今回は、「現金ビジネス」というテーマでお話します。

 東日本大震災やヨーロッパ債務危機・円高など、立て続けに色々な事が起きています。最近では上海など中国で不動産が売れ残って来ていますが、以前、私が東洋の国を訪問した時に、一般の方が家を買えないということを耳にしていましたので、昔の日本と同じようにバブルが起きていたと感じました。

 色々な事が連鎖していますが、世界中で実体経済とは違う金融システムが膨大に広がり、そのシステム自体が壊れつつあるのではないかと思っています。非常に奇奇怪怪として動きが分かりづらいですが、今まで金融に頼り過ぎた分が崩壊しつつあるのかも知れません。

 日本はまだ銀行にお金がある方なのですが、お金を出す機関は慎重になり、差別化がかなり進んで行くのではないかと思います。今までの傾向として、世の中が少しおかしくなると、金融は一気に締まります。金融頼みの商売をしていると色々と振り回されますし、非常にリスキーだと思います。今は現金を持ち、その中でビジネスを行っていくことがとても大事なことだと思っています。

 色々な事が一気に起こるということの感覚は、日本人には受け入れ難いようだと感じています。例えば、少子化は徐々に来ると思われていますが、たくさん食べたり物を買う若い人が減って行く訳なので、その影響は急速にやって来る可能性があります。

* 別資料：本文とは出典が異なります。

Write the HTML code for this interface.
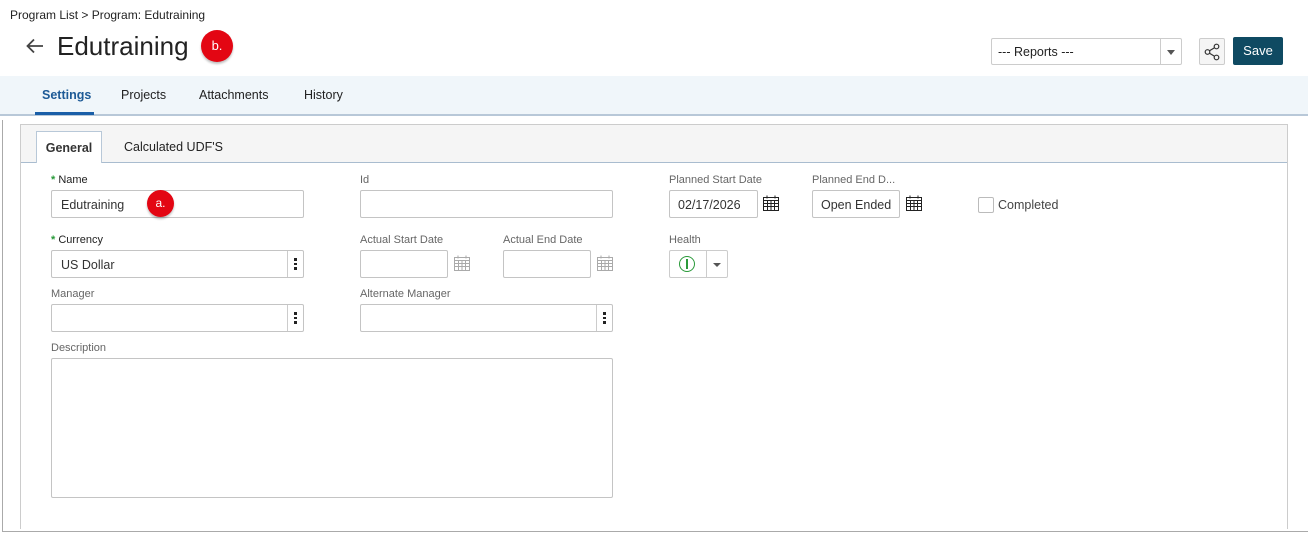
<!DOCTYPE html>
<html><head><style>
*{box-sizing:border-box;margin:0;padding:0}
body{width:1312px;height:533px;background:#fff;font-family:"Liberation Sans",sans-serif;position:relative;overflow:hidden;color:#333}
.a{position:absolute}
.lbl{position:absolute;font-size:11px;color:#666}
.req{color:#222}
.req b{color:#2a9a3a;font-weight:bold}
.inp{position:absolute;border:1px solid #c4c4c4;border-radius:2px;background:#fff;font-size:12.5px;color:#333;padding-left:9px;line-height:28px}
.dots{position:absolute;right:0;top:0;bottom:0;width:16px;border-left:1px solid #ccc;display:flex;flex-direction:column;align-items:center;justify-content:center;gap:2px}
.dots i{width:2.5px;height:2.5px;background:#222;display:block}
.badge{position:absolute;border-radius:50%;background:#e30613;color:#fff;text-align:center;box-shadow:0 2px 2px rgba(0,0,0,.25)}
</style></head><body>
<div class="a" style="left:10px;top:8px;font-size:12px;color:#222">Program List &gt; Program: Edutraining</div>
<svg class="a" style="left:26px;top:38px" width="18" height="16" viewBox="0 0 18 16"><path d="M17 8H2M8 1.5L1.5 8 8 14.5" fill="none" stroke="#444" stroke-width="1.8"/></svg>
<div class="a" style="left:57px;top:31px;font-size:26px;color:#222">Edutraining</div>
<div class="badge" style="left:201px;top:30px;width:32px;height:32px;line-height:31px;font-size:13px">b.</div>

<div class="a" style="left:991px;top:38px;width:191px;height:27px;border:1px solid #ccc;border-radius:2px;font-size:12.5px;line-height:26px;padding-left:6px;color:#222">--- Reports ---
<div class="a" style="right:0;top:0;width:21px;height:25px;border-left:1px solid #ccc"></div>
<div class="a" style="right:6px;top:11px;border:4px solid transparent;border-top:5px solid #555;border-bottom:0"></div></div>
<div class="a" style="left:1199px;top:38px;width:26px;height:27px;border:1px solid #ccc;border-radius:2px;background:#f5f5f5">
<svg class="a" style="left:4px;top:4px" width="17" height="18" viewBox="0 0 17 18"><circle cx="12.5" cy="3.5" r="2.3" fill="none" stroke="#333" stroke-width="1.2"/><circle cx="3.5" cy="9" r="2.3" fill="none" stroke="#333" stroke-width="1.2"/><circle cx="12.5" cy="14.5" r="2.3" fill="none" stroke="#333" stroke-width="1.2"/><path d="M5.5 7.8L10.5 4.7M5.5 10.2L10.5 13.3" stroke="#333" stroke-width="1.2"/></svg></div>
<div class="a" style="left:1233px;top:37px;width:50px;height:28px;background:#0f4a62;border-radius:2px;color:#fff;font-size:13px;text-align:center;line-height:28px">Save</div>

<div class="a" style="left:0;top:76px;width:1308px;height:40px;background:#f0f6fa;border-bottom:2px solid #b8c8d8"></div>
<div class="a" style="left:42px;top:88px;font-size:12.5px;color:#1d5a96;font-weight:bold">Settings</div>
<div class="a" style="left:35px;top:112px;width:59px;height:3px;background:#1a5fa8"></div>
<div class="a" style="left:121px;top:88px;font-size:12.5px;color:#222">Projects</div>
<div class="a" style="left:199px;top:88px;font-size:12.5px;color:#222">Attachments</div>
<div class="a" style="left:304px;top:88px;font-size:12.5px;color:#222">History</div>

<div class="a" style="left:2px;top:120px;width:1px;height:412px;background:#aaa"></div>
<div class="a" style="left:2px;top:531px;width:1306px;height:1px;background:#aaa"></div>
<div class="a" style="left:20px;top:124px;width:1268px;height:405px;border:1px solid #ccc;border-bottom:0"></div>
<div class="a" style="left:21px;top:125px;width:1266px;height:38px;background:#f5f5f5;border-bottom:1px solid #a9bccf"></div>
<div class="a" style="left:36px;top:131px;width:66px;height:32px;background:#fff;border:1px solid #b8c8d8;border-bottom:0;font-size:12.5px;color:#333;text-align:center;line-height:32px;font-weight:bold">General</div>
<div class="a" style="left:124px;top:140px;font-size:12.5px;color:#222">Calculated UDF'S</div>

<div class="lbl req" style="left:51px;top:174px"><b>*</b> Name</div>
<div class="inp" style="left:51px;top:190px;width:253px;height:28px">Edutraining</div>
<div class="badge" style="left:147px;top:190px;width:27px;height:27px;line-height:26px;font-size:12px">a.</div>
<div class="lbl" style="left:360px;top:174px">Id</div>
<div class="inp" style="left:360px;top:190px;width:253px;height:28px"></div>

<div class="lbl req" style="left:51px;top:234px"><b>*</b> Currency</div>
<div class="inp" style="left:51px;top:250px;width:253px;height:28px">US Dollar<div class="dots"><i></i><i></i><i></i></div></div>
<div class="lbl" style="left:360px;top:234px">Actual Start Date</div>
<div class="inp" style="left:360px;top:250px;width:88px;height:28px"></div>
<div class="lbl" style="left:503px;top:234px">Actual End Date</div>
<div class="inp" style="left:503px;top:250px;width:88px;height:28px"></div>

<div class="lbl" style="left:51px;top:288px">Manager</div>
<div class="inp" style="left:51px;top:304px;width:253px;height:28px"><div class="dots"><i></i><i></i><i></i></div></div>
<div class="lbl" style="left:360px;top:288px">Alternate Manager</div>
<div class="inp" style="left:360px;top:304px;width:253px;height:28px"><div class="dots"><i></i><i></i><i></i></div></div>

<div class="lbl" style="left:51px;top:342px">Description</div>
<div class="inp" style="left:51px;top:358px;width:562px;height:140px"></div>

<div class="lbl" style="left:669px;top:174px">Planned Start Date</div>
<div class="inp" style="left:669px;top:190px;width:89px;height:28px;padding-left:8px">02/17/2026</div>
<div class="lbl" style="left:812px;top:174px">Planned End D...</div>
<div class="inp" style="left:812px;top:190px;width:88px;height:28px;padding-left:8px">Open Ended</div>
<div class="a" style="left:978px;top:197px;width:16px;height:16px;border:1px solid #bbb;border-radius:2px"></div>
<div class="a" style="left:998px;top:198px;font-size:12.5px;color:#444">Completed</div>

<div class="lbl" style="left:669px;top:234px">Health</div>
<div class="a" style="left:669px;top:250px;width:59px;height:28px;border:1px solid #ccc;border-radius:2px">
<div class="a" style="left:36px;top:0;width:1px;height:26px;background:#ccc"></div>
<div class="a" style="left:9px;top:5px;width:16px;height:16px;border:1.5px solid #2a9a3a;border-radius:50%"></div>
<div class="a" style="left:16px;top:8px;width:2px;height:10px;background:#2a9a3a"></div>
<div class="a" style="left:43px;top:12px;border:4px solid transparent;border-top:4px solid #555;border-bottom:0"></div></div>

<svg width="0" height="0" style="position:absolute"><defs>
<g id="cal"><rect x="0.5" y="2.5" width="15" height="13" fill="none" stroke="currentColor"/><path d="M0.5 5.5H15.5M0.5 8.5H15.5M0.5 11.5H15.5M4.5 5.5V15.5M8 5.5V15.5M11.5 5.5V15.5M4 0.5V3.5M12 0.5V3.5" stroke="currentColor"/></g></defs></svg>
<svg class="a" style="left:763px;top:195px;color:#222" width="16" height="16"><use href="#cal"/></svg>
<svg class="a" style="left:906px;top:195px;color:#222" width="16" height="16"><use href="#cal"/></svg>
<svg class="a" style="left:454px;top:255px;color:#aaa" width="16" height="16"><use href="#cal"/></svg>
<svg class="a" style="left:597px;top:255px;color:#aaa" width="16" height="16"><use href="#cal"/></svg>
</body></html>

 当社もストレージに絞ったストック型のビジネスに切り替えられたお陰で、現金も貯まり始め、キャッシュフロー経営が出来て来ていますが、安心は出来ないと思っています。ニーズが一気に変わる可能性もありますし、例えば、今までBランクとしていた拠点がCランクになることも考えられます。今からより良い商品にしておくことが非常に必要な時であると思います。

   不動産においては動きが鈍くなっており、新築物件の値引きも始まっています。このような中では、不動産を手放さなければならないところも出て来ますので、更に不動産が下がる傾向にあると思います。

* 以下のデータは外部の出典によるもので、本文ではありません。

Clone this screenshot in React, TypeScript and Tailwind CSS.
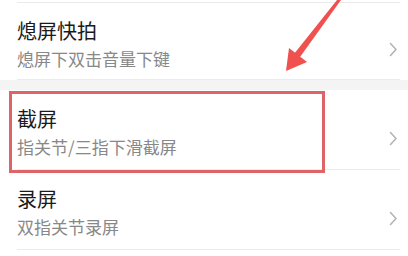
import React from 'react';

interface RowProps {
  title: string;
  desc: string;
  className?: string;
  children?: React.ReactNode;
}

function Chevron() {
  return (
    <svg width="9" height="15" viewBox="0 0 9 15" className="shrink-0">
      <polyline points="1.5,1.5 7,7.5 1.5,13.5" fill="none" stroke="#b4b4b4" strokeWidth="1.6" strokeLinecap="round" strokeLinejoin="round" />
    </svg>
  );
}

function Row({ title, desc, className = '', children }: RowProps) {
  return (
    <div className={`relative flex items-center justify-between pl-[17px] pr-[10px] ${className}`}>
      <div className="flex flex-col self-start">
        <p className="text-[20px] leading-[24px] text-[#1a1a1a]">{title}</p>
        <p className="mt-[5px] text-[17px] leading-[22px] text-[#888888]">{desc}</p>
      </div>
      <Chevron />
      <div className="absolute bottom-0 left-[17px] right-[8px] h-px bg-[#ebebeb]" />
      {children}
    </div>
  );
}

export default function App() {
  return (
    <div
      className="relative w-[408px] h-[256px] overflow-hidden bg-white"
      style={{ fontFamily: '"Noto Sans CJK SC", "Noto Sans", sans-serif' }}
    >
      {/* tail of the previous row */}
      <div className="relative h-[3px]">
        <div className="absolute bottom-0 left-[17px] right-[8px] h-px bg-[#ebebeb]" />
      </div>

      <Row title="熄屏快拍" desc="熄屏下双击音量下键" className="h-[77px] pt-[16px]" />

      <div className="h-[10px] bg-[#f4f4f4]" />

      <Row title="截屏" desc="指关节/三指下滑截屏" className="h-[80px] pt-[17px]">
        <div className="absolute left-[9px] top-[1px] w-[316px] h-[82px] border-[3px] border-[#df6468] pointer-events-none z-10" />
      </Row>

      <Row title="录屏" desc="双指关节录屏" className="h-[80px] pt-[17px]" />

      {/* annotation arrow */}
      <svg className="absolute left-0 top-0 pointer-events-none" width="408" height="256" viewBox="0 0 408 256">
        <polygon points="337,0 341,0 300,57 294,54" fill="#f0514f" />
        <polygon points="286,71 289,48 307,62" fill="#f0514f" />
      </svg>
    </div>
  );
}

   不動産業界は、借入れをして、買ったり売ったりして会社を大きくする商売をして、毎回痛い目にあってつぶれたり、危機を乗り越えたりを繰り返しています。今は借金を減らしながら現金を蓄えておく形態にしておかないと、いざという時に役に立つのは現金でしかないと思います。本当に身の丈に合ったビジネスの方法を取り入れていく必要があると思います。

政情不安だけでなく、様々な事象が起こり得ると思います。そうした中で、今までの経済や民主主義のあり方、また人の生き方までもが問われる時代を迎えている気がします。ある意味では、より正しくなるきっかけになるのではないかと思っています。正しい考え方でビジネスを行いながら、この時代を乗り切って行きたいと思います。